L’art de la lenteur, la force de l’engagement
Ce qui fait la singularité du Festival Convivencia, c’est son ancrage dans une démarche de transition écologique, sociale et artistique. « Le festival est le seul en France à compter dans son équipe un capitaine et deux matelots », rappelle l’équipe, non sans humour. Mais derrière cette navigation poétique, il y a des engagements concrets : alimentation locale et végétarienne avec la « Foodivencia », buvettes en circuit court, mobilier réutilisable, sensibilisation aux violences sexistes, égalité femmes-hommes, mobilité douce…
En 2025, trois « convois à vélo » collectifs seront organisés, et le retour collectif après les concerts deviendra un rituel éco-responsable. « À la fin des concerts, départ collectif accompagné par les bénévoles Convivencia jusqu’à l’arrêt de transport le plus proche », précisent les organisateurs.

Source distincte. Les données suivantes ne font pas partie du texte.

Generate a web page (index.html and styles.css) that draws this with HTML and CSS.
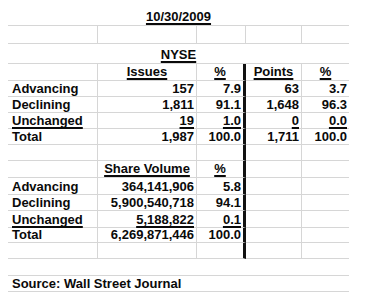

Trois parcours vélos seront proposés cette année, dont un entre Toulouse et Montech les samedi 28 et dimanche 29 juin. © Miss Jena
Un horizon de sons et de sens
Festival citoyen, nomade, festif, mais aussi profondément politique au sens noble du terme, Convivencia n’a jamais cessé de relier les gens, les cultures, les histoires. Son ambition ? « Travailler avec des artistes venu·e·s d’ailleurs, ce n’est pas seulement un acte de solidarité : c’est ouvrir des espaces de rencontre, faire dialoguer les imaginaires, et contribuer à une création plus vivante, plus libre, plus connectée au monde. »
Avec ses 14 escales, ses 400 kilomètres de navigation, ses dizaines d’artistes venus des quatre coins du globe et ses milliers de festivaliers, Convivencia 2025 s’annonce comme une édition où le mot « partage » prendra tout son sens. Rendez-vous sur les berges, casque sur les oreilles ou verre de vin local à la main. Car ici, on prend le temps.
Au total, le festival fera deux escales dans le Tarn-et-Garonne, six en Haute-Garonne, cinq dans l’Aude et une dans l’Hérault. © C. Vidal
>> Infos pratiques :
L’escale du festival Convivencia à Toulouse aura lieu les jeudi 3 et vendredi 4 juillet, au Port de l’Embouchure.